Lustig: Yeah, so we've spoken about this. So the dollar is really dominant in debt markets. And when the Euro was created, there was a sense initially that perhaps the Euro would be able to contest the dominance of the dollar. But that hasn't really happened for a variety of reasons. And so one quick footnote that I'd like to add here, David, is sort of the following.

Lustig: So my colleague Matteo Maggiori, who you've had on this show, has a very nice paper with Schreger and Neiman where they actually show that bond investors around the world have a home currency bias. So it seems like they're extremely reluctant to buy corporate bonds that are not denominated in their own currency. So it's not a home bias per se. It's not about who issues the bonds and whether they live in your country. But it's about the currency they were issued in. And the only exception to this is the dollar. So it's very stark. Foreigners aren't willing to buy bond denominated in currencies other than their home currency, except for dollar denominated bonds. So I think that's kind of a neat fact to keep in mind with respect to dollar debt dominance.

Beckworth: Yeah. Very interesting. And we will come back to this as we work through all your research. All right, your next one is flight to dollar safety. And I know you and Arvind have had papers on this. And I believe your 2019 paper touched on this as well at Jackson Hole.
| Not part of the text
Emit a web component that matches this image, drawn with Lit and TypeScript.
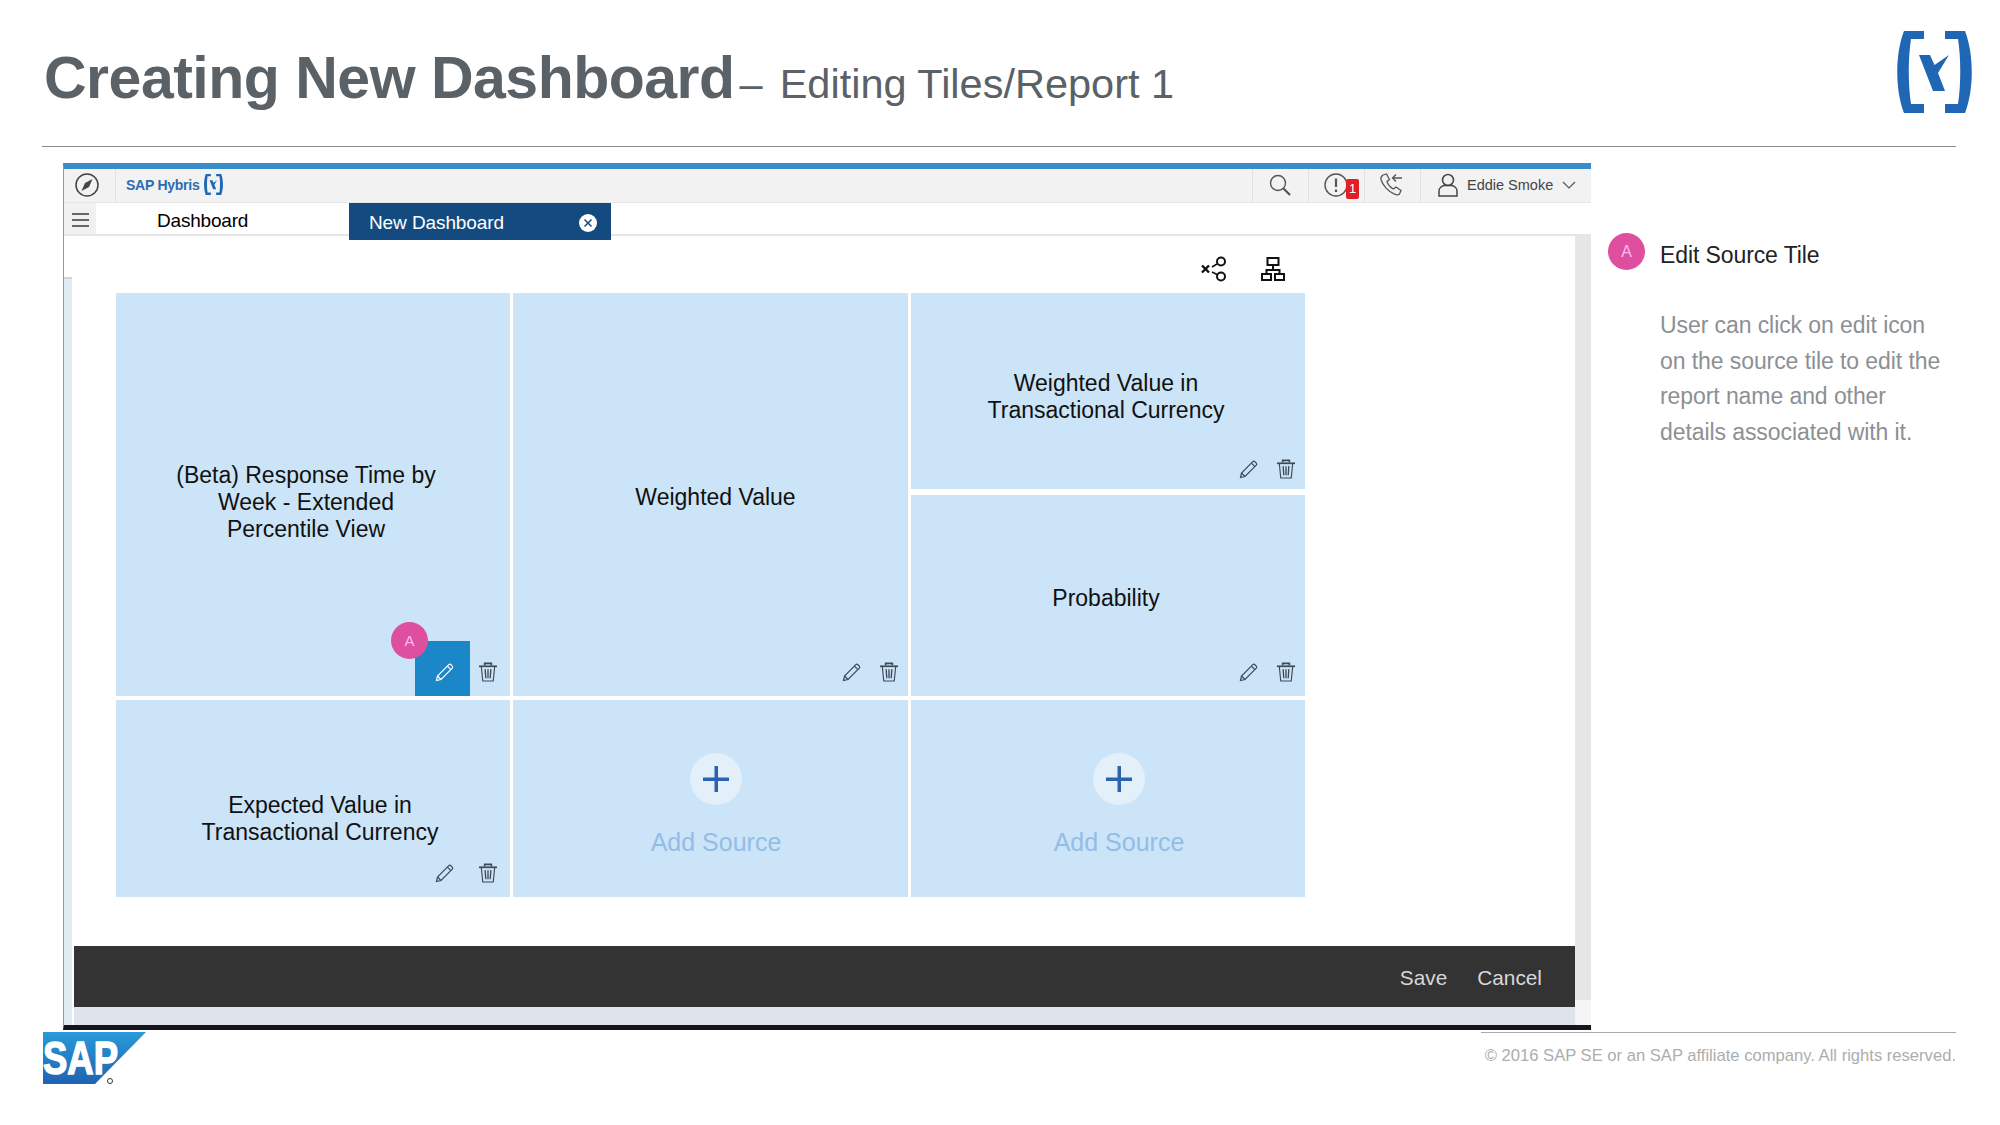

Lustig: That's right. We have a 2019 paper, and then we've also done some joint work with a bright young economist who's at Northwestern, Zhengyang Jiang, who was also our student at Stanford. And what we've noticed is that whenever there is sort of volatility in financial markets, there is a flight to the safety of the dollar, which actually causes the dollar to appreciate. That's kind of an important stylized fact. And it is one that in a second I'll explain when we talk about the model. The model will kind of replicate that. And other models kind of struggle to replicate that fact. So it's kind of a key fact, the third one, I'd say.

Beckworth: Yeah. And I'm going to just tie that into your next observation, which is the global financial cycle. So I think a lot of people know about Helene Rey's work on this. When the Fed tightens, when the dollar, independently, the Fed changes, it affects the global economy because of all these dollar denominated assets out there. But I guess the question I had is this previous point about this flight to dollar safety, if I recall correctly, you guys, you and Arvind and your co-author call it the global dollar cycle, which kind of builds upon this notion of a global financial cycle. Is that fair?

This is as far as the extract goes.